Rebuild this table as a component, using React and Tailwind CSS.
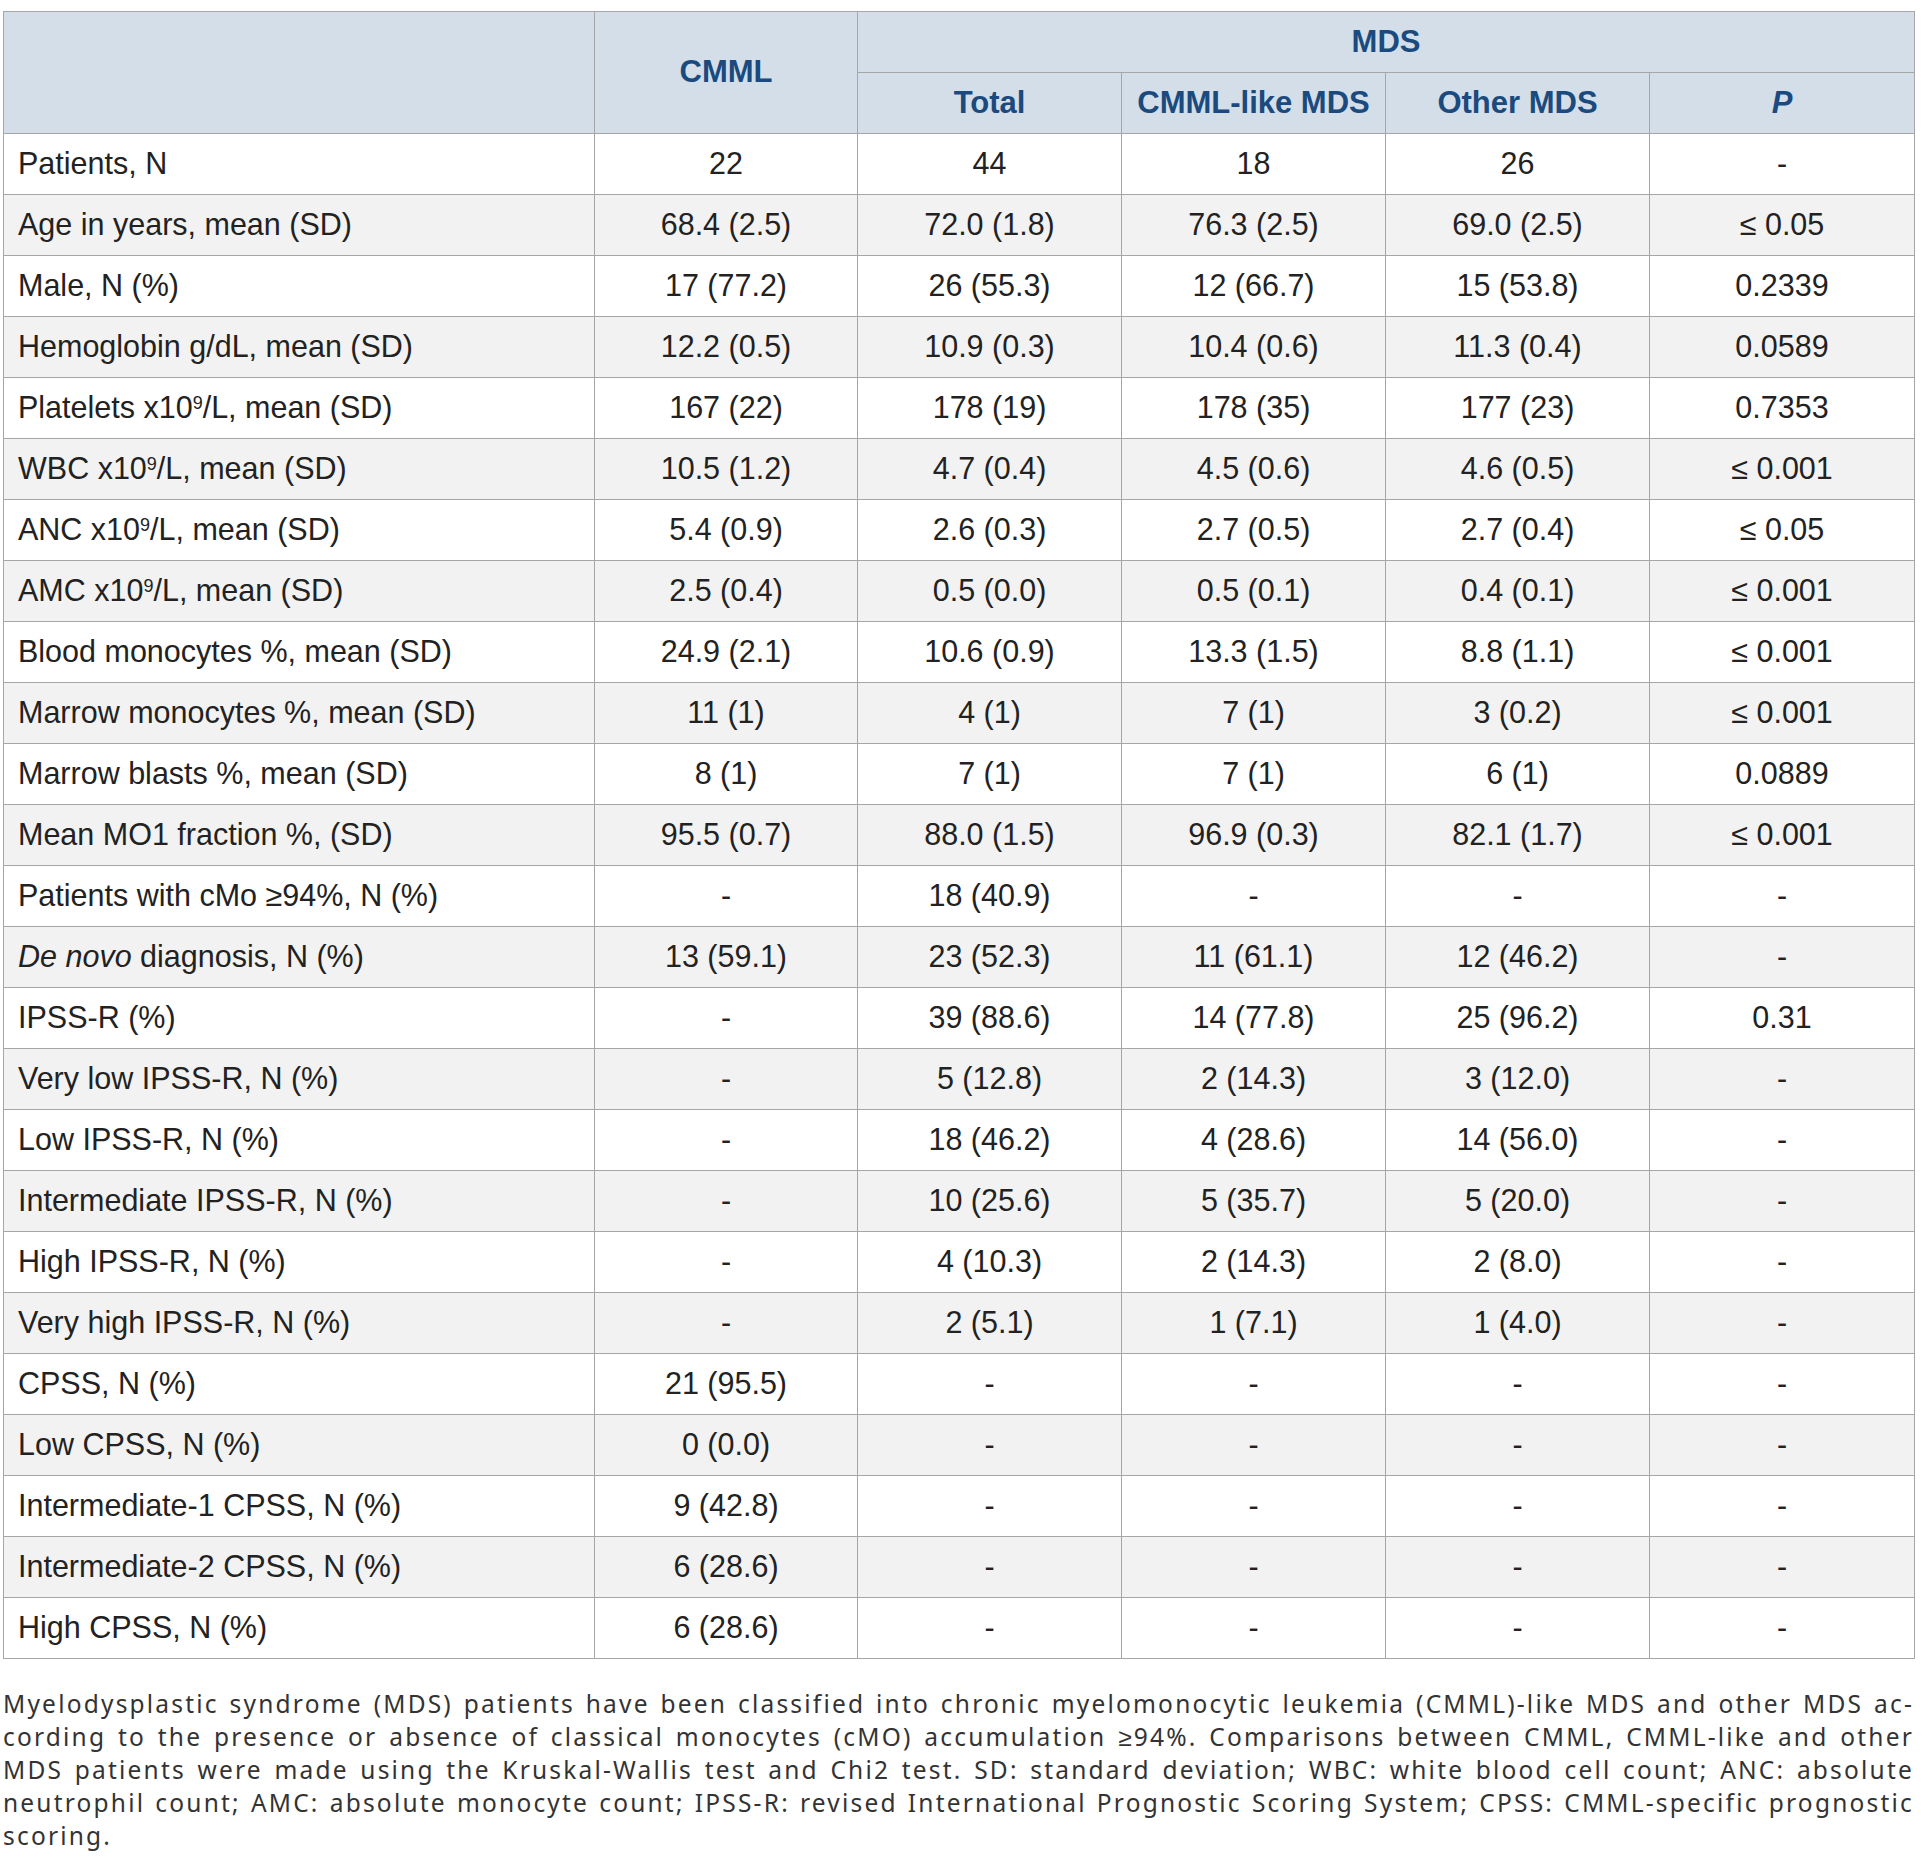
const sup9 = <sup className="text-[18px]">9</sup>;

const rows = [
  ["Patients, N", "22", "44", "18", "26", "-"],
  ["Age in years, mean (SD)", "68.4 (2.5)", "72.0 (1.8)", "76.3 (2.5)", "69.0 (2.5)", "≤ 0.05"],
  ["Male, N (%)", "17 (77.2)", "26 (55.3)", "12 (66.7)", "15 (53.8)", "0.2339"],
  ["Hemoglobin g/dL, mean (SD)", "12.2 (0.5)", "10.9 (0.3)", "10.4 (0.6)", "11.3 (0.4)", "0.0589"],
  [<>Platelets x10{sup9}/L, mean (SD)</>, "167 (22)", "178 (19)", "178 (35)", "177 (23)", "0.7353"],
  [<>WBC x10{sup9}/L, mean (SD)</>, "10.5 (1.2)", "4.7 (0.4)", "4.5 (0.6)", "4.6 (0.5)", "≤ 0.001"],
  [<>ANC x10{sup9}/L, mean (SD)</>, "5.4 (0.9)", "2.6 (0.3)", "2.7 (0.5)", "2.7 (0.4)", "≤ 0.05"],
  [<>AMC x10{sup9}/L, mean (SD)</>, "2.5 (0.4)", "0.5 (0.0)", "0.5 (0.1)", "0.4 (0.1)", "≤ 0.001"],
  ["Blood monocytes %, mean (SD)", "24.9 (2.1)", "10.6 (0.9)", "13.3 (1.5)", "8.8 (1.1)", "≤ 0.001"],
  ["Marrow monocytes %, mean (SD)", "11 (1)", "4 (1)", "7 (1)", "3 (0.2)", "≤ 0.001"],
  ["Marrow blasts %, mean (SD)", "8 (1)", "7 (1)", "7 (1)", "6 (1)", "0.0889"],
  ["Mean MO1 fraction %, (SD)", "95.5 (0.7)", "88.0 (1.5)", "96.9 (0.3)", "82.1 (1.7)", "≤ 0.001"],
  ["Patients with cMo ≥94%, N (%)", "-", "18 (40.9)", "-", "-", "-"],
  [<><i>De novo</i> diagnosis, N (%)</>, "13 (59.1)", "23 (52.3)", "11 (61.1)", "12 (46.2)", "-"],
  ["IPSS-R (%)", "-", "39 (88.6)", "14 (77.8)", "25 (96.2)", "0.31"],
  ["Very low IPSS-R, N (%)", "-", "5 (12.8)", "2 (14.3)", "3 (12.0)", "-"],
  ["Low IPSS-R, N (%)", "-", "18 (46.2)", "4 (28.6)", "14 (56.0)", "-"],
  ["Intermediate IPSS-R, N (%)", "-", "10 (25.6)", "5 (35.7)", "5 (20.0)", "-"],
  ["High IPSS-R, N (%)", "-", "4 (10.3)", "2 (14.3)", "2 (8.0)", "-"],
  ["Very high IPSS-R, N (%)", "-", "2 (5.1)", "1 (7.1)", "1 (4.0)", "-"],
  ["CPSS, N (%)", "21 (95.5)", "-", "-", "-", "-"],
  ["Low CPSS, N (%)", "0 (0.0)", "-", "-", "-", "-"],
  ["Intermediate-1 CPSS, N (%)", "9 (42.8)", "-", "-", "-", "-"],
  ["Intermediate-2 CPSS, N (%)", "6 (28.6)", "-", "-", "-", "-"],
  ["High CPSS, N (%)", "6 (28.6)", "-", "-", "-", "-"],
];

const notes = [
  "Myelodysplastic syndrome (MDS) patients have been classified into chronic myelomonocytic leukemia (CMML)-like MDS and other MDS ac-",
  "cording to the presence or absence of classical monocytes (cMO) accumulation ≥94%. Comparisons between CMML, CMML-like and other",
  "MDS patients were made using the Kruskal-Wallis test and Chi2 test. SD: standard deviation; WBC: white blood cell count; ANC: absolute",
  "neutrophil count; AMC: absolute monocyte count; IPSS-R: revised International Prognostic Scoring System; CPSS: CMML-specific prognostic",
];

const th = "border border-[#a6a6a6] font-bold text-[#1a4a7e] text-[31px] text-center p-0";

export default function App() {
  return (
    <div className="min-h-screen bg-white pl-[3px] pt-[11px] [font-family:'Liberation_Sans',Arial,sans-serif]">
      <table className="table-fixed border-collapse w-[1911px]">
        <colgroup>
          <col className="w-[591px]" />
          <col className="w-[263px]" />
          <col className="w-[264px]" />
          <col className="w-[264px]" />
          <col className="w-[264px]" />
          <col className="w-[265px]" />
        </colgroup>
        <thead className="bg-[#d3dee8]">
          <tr className="h-[61px]">
            <th rowSpan={2} className={th}></th>
            <th rowSpan={2} className={th}>CMML</th>
            <th colSpan={4} className={th}>MDS</th>
          </tr>
          <tr className="h-[61px]">
            <th className={th}>Total</th>
            <th className={th}>CMML-like MDS</th>
            <th className={th}>Other MDS</th>
            <th className={th}><i>P</i></th>
          </tr>
        </thead>
        <tbody className="text-[30.5px] text-[#222]">
          {rows.map((r, i) => (
            <tr key={i} className={i % 2 ? "h-[61px] bg-[#f2f2f2]" : "h-[61px] bg-white"}>
              {r.map((c, j) => (
                <td
                  key={j}
                  className={
                    j === 0
                      ? "border border-[#a6a6a6] pl-[14px] text-left whitespace-nowrap"
                      : "border border-[#a6a6a6] text-center whitespace-nowrap"
                  }
                >
                  {c}
                </td>
              ))}
            </tr>
          ))}
        </tbody>
      </table>

      <div className="w-[1911px] mt-[28px] [font-family:'Noto_Sans',sans-serif] text-[24.5px] leading-[33px] tracking-[2.2px] text-[#333]">
        {notes.map((l, i) => (
          <div key={i} className="text-justify [text-align-last:justify] whitespace-nowrap">
            {l}
          </div>
        ))}
        <div>scoring.</div>
      </div>
    </div>
  );
}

──────────

● TASK GOAL
Would you reproduce the lines above, from the very first through the line containing "const sup9 = <sup", exactly and without the pictures?

● SOLUTION
Rebuild this table as a component, using React and Tailwind CSS.
const sup9 = <sup className="text-[18px]">9</sup>;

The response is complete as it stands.